» Your objective: Return the material word for word. Do not include pictures.

» Stored rows:
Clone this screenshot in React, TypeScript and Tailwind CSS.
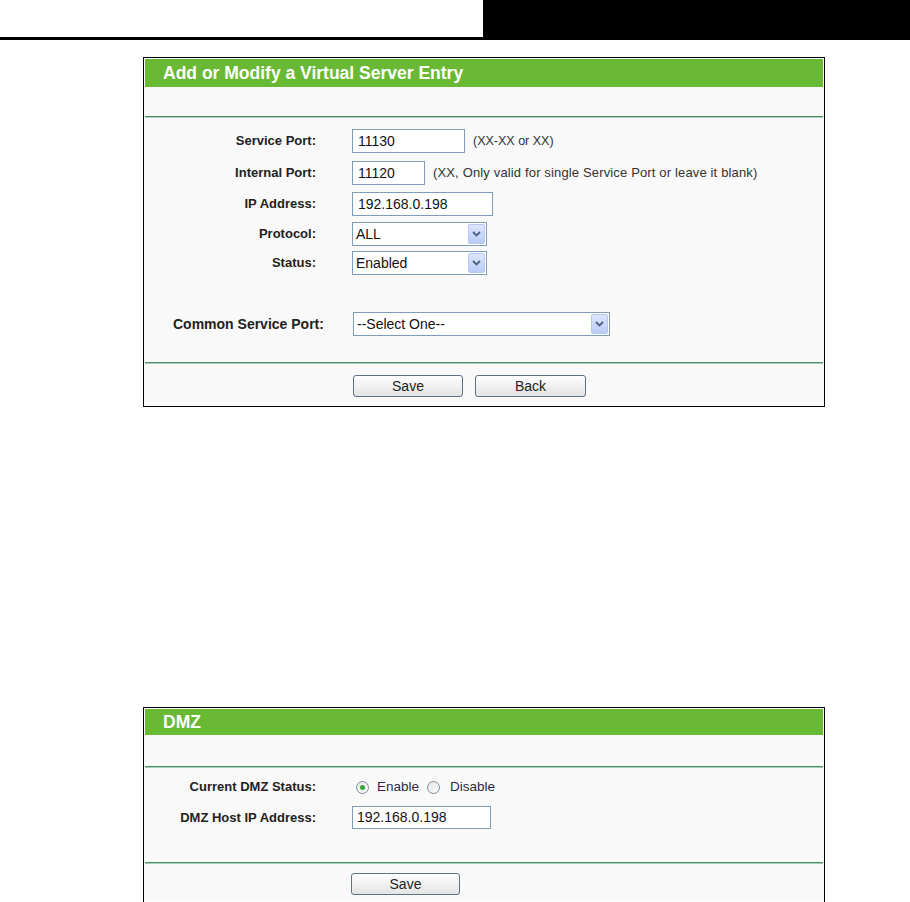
import React from 'react';

const font = "font-['Liberation_Sans',Arial,sans-serif]";

function Divider() {
  return (
    <div>
      <div className="h-[1px] bg-[#4e8e68]" />
      <div className="h-[1px] bg-[#a9ccb8]" />
    </div>
  );
}

function Header({ title, h }: { title: string; h: string }) {
  return (
    <div className={`${h} bg-[#69b934] flex items-center pl-[18px] text-white text-[17.5px] font-bold`}>
      {title}
    </div>
  );
}

function TextBox({ value, w }: { value: string; w: string }) {
  return (
    <div className={`${w} h-[24px] border border-[#7f9db9] bg-white flex items-center pl-[5px] text-[14px] text-[#111]`}>
      {value}
    </div>
  );
}

function SelectBox({ value, w }: { value: string; w: string }) {
  return (
    <div className={`${w} h-[24px] border border-[#7f9db9] bg-white flex items-center justify-between p-[1px]`}>
      <span className="pl-[2px] text-[14px] text-[#111]">{value}</span>
      <span className="w-[17px] h-full rounded-[2px] border border-[#b7c8ef] bg-gradient-to-b from-[#dde6fd] to-[#b9cbf6] flex items-center justify-center">
        <svg width="9" height="6" viewBox="0 0 9 6">
          <path d="M1 1 L4.5 4.5 L8 1" fill="none" stroke="#4d6185" strokeWidth="1.8" />
        </svg>
      </span>
    </div>
  );
}

function Button({ label, w }: { label: string; w: string }) {
  return (
    <div className={`${w} h-[22px] rounded-[3px] border border-[#5f7184] bg-gradient-to-b from-[#ffffff] to-[#e3e3e3] flex items-center justify-center text-[14px] text-[#222]`}>
      {label}
    </div>
  );
}

function Label({ text }: { text: string }) {
  return <div className="w-[171px] text-right text-[13px] font-bold text-[#222]">{text}</div>;
}

function Radio({ checked }: { checked?: boolean }) {
  return (
    <span className="w-[13px] h-[13px] rounded-full border border-[#7d8c9a] bg-gradient-to-br from-[#e4e4e4] to-[#ffffff] flex items-center justify-center">
      {checked && <span className="w-[5px] h-[5px] rounded-full bg-[#3aa23a]" />}
    </span>
  );
}

export default function App() {
  return (
    <div className={`${font} w-[910px] h-[902px] bg-white overflow-hidden`}>
      {/* page header strip */}
      <div className="flex h-[37px]">
        <div className="flex-1" />
        <div className="w-[427px] bg-black" />
      </div>
      <div className="h-[3px] bg-black" />

      {/* Virtual server entry */}
      <div className="mt-[17px] ml-[143px] w-[682px] border border-black p-[1px] bg-[#fbfbfb]">
        <Header title="Add or Modify a Virtual Server Entry" h="h-[28px]" />
        <div className="h-[29px] bg-[#f9f9f9]" />
        <Divider />
        <div className="bg-[#f9f9f9] pt-[11px] h-[244px]">
          <div className="flex items-center gap-[36px]">
            <Label text="Service Port:" />
            <div className="flex items-center gap-[8px]">
              <TextBox value="11130" w="w-[113px]" />
              <span className="text-[12.5px] text-[#333]">(XX-XX or XX)</span>
            </div>
          </div>
          <div className="flex items-center gap-[36px] mt-[8px]">
            <Label text="Internal Port:" />
            <div className="flex items-center gap-[8px]">
              <TextBox value="11120" w="w-[73px]" />
              <span className="text-[13px] tracking-[0.15px] text-[#333]">(XX, Only valid for single Service Port or leave it blank)</span>
            </div>
          </div>
          <div className="flex items-center gap-[36px] mt-[7px]">
            <Label text="IP Address:" />
            <TextBox value="192.168.0.198" w="w-[141px]" />
          </div>
          <div className="flex items-center gap-[36px] mt-[6px]">
            <Label text="Protocol:" />
            <SelectBox value="ALL" w="w-[135px]" />
          </div>
          <div className="flex items-center gap-[36px] mt-[5px]">
            <Label text="Status:" />
            <SelectBox value="Enabled" w="w-[135px]" />
          </div>
          <div className="flex items-center mt-[37px] pl-[28px]">
            <div className="w-[180px] text-[14px] font-bold text-[#222]">Common Service Port:</div>
            <SelectBox value="--Select One--" w="w-[257px]" />
          </div>
        </div>
        <Divider />
        <div className="bg-[#f9f9f9] pt-[11px] pb-[8px] pl-[208px] flex gap-[12px]">
          <Button label="Save" w="w-[110px]" />
          <Button label="Back" w="w-[111px]" />
        </div>
      </div>

      {/* DMZ */}
      <div className="mt-[300px] ml-[143px] w-[682px] border border-black p-[1px] bg-[#fbfbfb]">
        <Header title="DMZ" h="h-[26px]" />
        <div className="h-[31px] bg-[#f9f9f9]" />
        <Divider />
        <div className="bg-[#f9f9f9] pt-[8px] h-[94px]">
          <div className="flex items-center gap-[36px] h-[22px]">
            <Label text="Current DMZ Status:" />
            <div className="flex items-center pl-[4px] text-[13.5px] text-[#2a2a4a]">
              <Radio checked />
              <span className="ml-[8px]">Enable</span>
              <span className="ml-[8px]"><Radio /></span>
              <span className="ml-[10px]">Disable</span>
            </div>
          </div>
          <div className="flex items-center gap-[36px] mt-[8px]">
            <Label text="DMZ Host IP Address:" />
            <div className="w-[139px] h-[23px] border border-[#7f9db9] bg-white flex items-center pl-[4px] text-[14px] text-[#111]">
              192.168.0.198
            </div>
          </div>
        </div>
        <Divider />
        <div className="bg-[#f9f9f9] pt-[9px] pb-[6px] pl-[206px]">
          <Button label="Save" w="w-[109px]" />
        </div>
      </div>
    </div>
  );
}
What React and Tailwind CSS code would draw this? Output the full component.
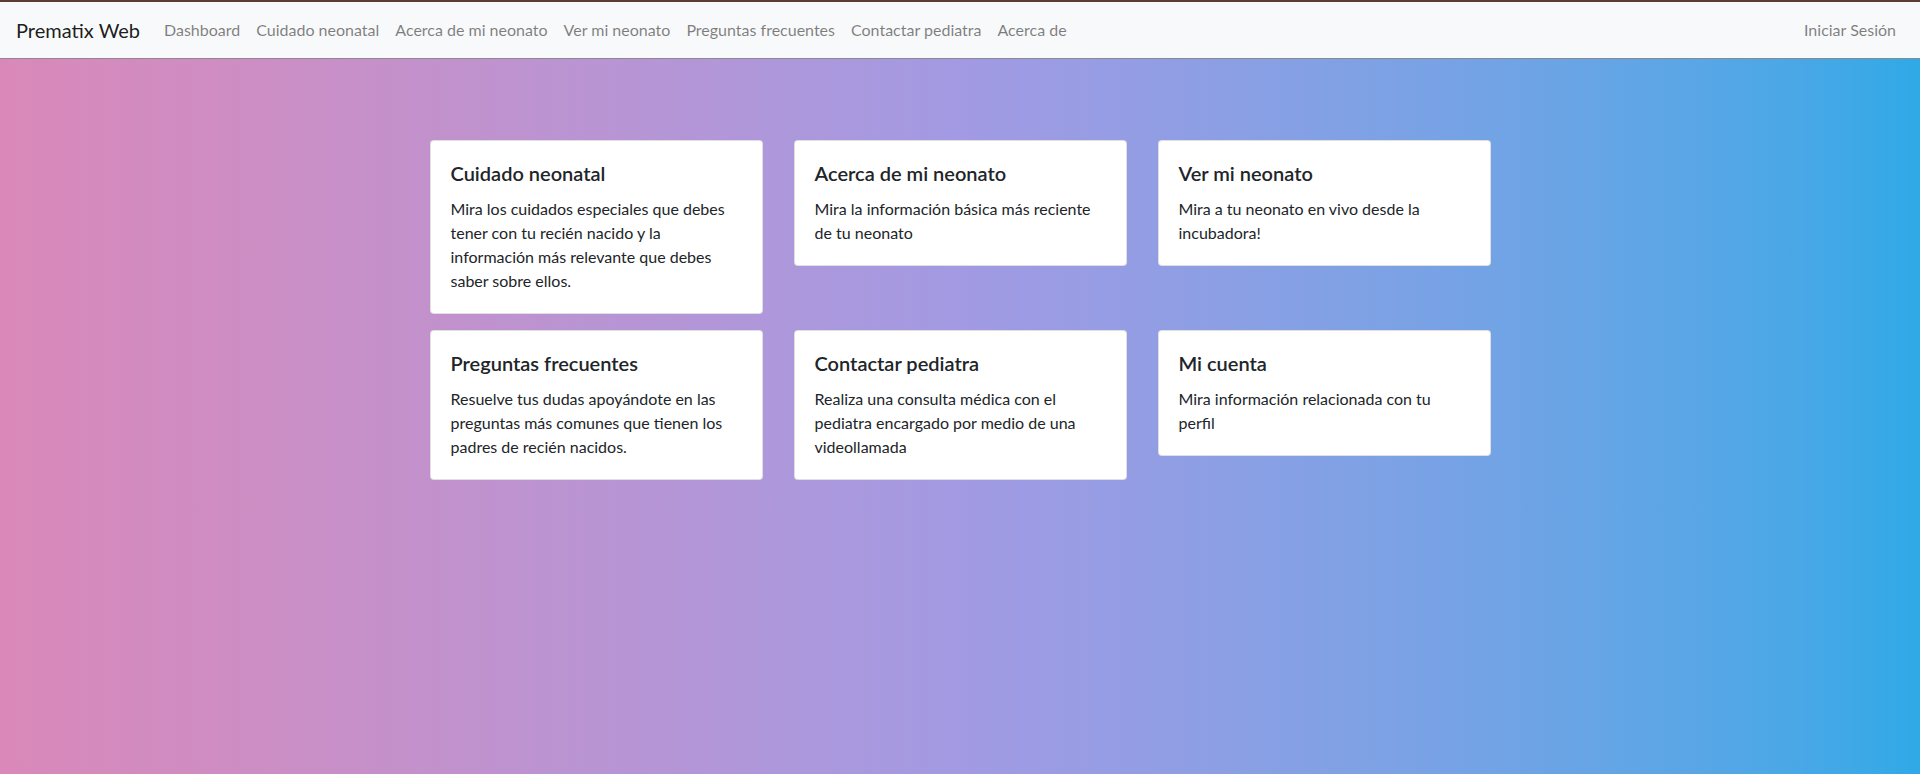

» Answer for this exercise:
Clone this screenshot in React, TypeScript and Tailwind CSS.
import React from 'react';

const font = "font-['Liberation_Sans',Arial,sans-serif]";

function Divider() {
  return (
    <div>
      <div className="h-[1px] bg-[#4e8e68]" />
      <div className="h-[1px] bg-[#a9ccb8]" />
    </div>
  );
}

function Header({ title, h }: { title: string; h: string }) {
  return (
    <div className={`${h} bg-[#69b934] flex items-center pl-[18px] text-white text-[17.5px] font-bold`}>
      {title}
    </div>
  );
}

function TextBox({ value, w }: { value: string; w: string }) {
  return (
    <div className={`${w} h-[24px] border border-[#7f9db9] bg-white flex items-center pl-[5px] text-[14px] text-[#111]`}>
      {value}
    </div>
  );
}

function SelectBox({ value, w }: { value: string; w: string }) {
  return (
    <div className={`${w} h-[24px] border border-[#7f9db9] bg-white flex items-center justify-between p-[1px]`}>
      <span className="pl-[2px] text-[14px] text-[#111]">{value}</span>
      <span className="w-[17px] h-full rounded-[2px] border border-[#b7c8ef] bg-gradient-to-b from-[#dde6fd] to-[#b9cbf6] flex items-center justify-center">
        <svg width="9" height="6" viewBox="0 0 9 6">
          <path d="M1 1 L4.5 4.5 L8 1" fill="none" stroke="#4d6185" strokeWidth="1.8" />
        </svg>
      </span>
    </div>
  );
}

function Button({ label, w }: { label: string; w: string }) {
  return (
    <div className={`${w} h-[22px] rounded-[3px] border border-[#5f7184] bg-gradient-to-b from-[#ffffff] to-[#e3e3e3] flex items-center justify-center text-[14px] text-[#222]`}>
      {label}
    </div>
  );
}

function Label({ text }: { text: string }) {
  return <div className="w-[171px] text-right text-[13px] font-bold text-[#222]">{text}</div>;
}

function Radio({ checked }: { checked?: boolean }) {
  return (
    <span className="w-[13px] h-[13px] rounded-full border border-[#7d8c9a] bg-gradient-to-br from-[#e4e4e4] to-[#ffffff] flex items-center justify-center">
      {checked && <span className="w-[5px] h-[5px] rounded-full bg-[#3aa23a]" />}
    </span>
  );
}

export default function App() {
  return (
    <div className={`${font} w-[910px] h-[902px] bg-white overflow-hidden`}>
      {/* page header strip */}
      <div className="flex h-[37px]">
        <div className="flex-1" />
        <div className="w-[427px] bg-black" />
      </div>
      <div className="h-[3px] bg-black" />

      {/* Virtual server entry */}
      <div className="mt-[17px] ml-[143px] w-[682px] border border-black p-[1px] bg-[#fbfbfb]">
        <Header title="Add or Modify a Virtual Server Entry" h="h-[28px]" />
        <div className="h-[29px] bg-[#f9f9f9]" />
        <Divider />
        <div className="bg-[#f9f9f9] pt-[11px] h-[244px]">
          <div className="flex items-center gap-[36px]">
            <Label text="Service Port:" />
            <div className="flex items-center gap-[8px]">
              <TextBox value="11130" w="w-[113px]" />
              <span className="text-[12.5px] text-[#333]">(XX-XX or XX)</span>
            </div>
          </div>
          <div className="flex items-center gap-[36px] mt-[8px]">
            <Label text="Internal Port:" />
            <div className="flex items-center gap-[8px]">
              <TextBox value="11120" w="w-[73px]" />
              <span className="text-[13px] tracking-[0.15px] text-[#333]">(XX, Only valid for single Service Port or leave it blank)</span>
            </div>
          </div>
          <div className="flex items-center gap-[36px] mt-[7px]">
            <Label text="IP Address:" />
            <TextBox value="192.168.0.198" w="w-[141px]" />
          </div>
          <div className="flex items-center gap-[36px] mt-[6px]">
            <Label text="Protocol:" />
            <SelectBox value="ALL" w="w-[135px]" />
          </div>
          <div className="flex items-center gap-[36px] mt-[5px]">
            <Label text="Status:" />
            <SelectBox value="Enabled" w="w-[135px]" />
          </div>
          <div className="flex items-center mt-[37px] pl-[28px]">
            <div className="w-[180px] text-[14px] font-bold text-[#222]">Common Service Port:</div>
            <SelectBox value="--Select One--" w="w-[257px]" />
          </div>
        </div>
        <Divider />
        <div className="bg-[#f9f9f9] pt-[11px] pb-[8px] pl-[208px] flex gap-[12px]">
          <Button label="Save" w="w-[110px]" />
          <Button label="Back" w="w-[111px]" />
        </div>
      </div>

      {/* DMZ */}
      <div className="mt-[300px] ml-[143px] w-[682px] border border-black p-[1px] bg-[#fbfbfb]">
        <Header title="DMZ" h="h-[26px]" />
        <div className="h-[31px] bg-[#f9f9f9]" />
        <Divider />
        <div className="bg-[#f9f9f9] pt-[8px] h-[94px]">
          <div className="flex items-center gap-[36px] h-[22px]">
            <Label text="Current DMZ Status:" />
            <div className="flex items-center pl-[4px] text-[13.5px] text-[#2a2a4a]">
              <Radio checked />
              <span className="ml-[8px]">Enable</span>
              <span className="ml-[8px]"><Radio /></span>
              <span className="ml-[10px]">Disable</span>
            </div>
          </div>
          <div className="flex items-center gap-[36px] mt-[8px]">
            <Label text="DMZ Host IP Address:" />
            <div className="w-[139px] h-[23px] border border-[#7f9db9] bg-white flex items-center pl-[4px] text-[14px] text-[#111]">
              192.168.0.198
            </div>
          </div>
        </div>
        <Divider />
        <div className="bg-[#f9f9f9] pt-[9px] pb-[6px] pl-[206px]">
          <Button label="Save" w="w-[109px]" />
        </div>
      </div>
    </div>
  );
}
What React and Tailwind CSS code would draw this? Output the full component.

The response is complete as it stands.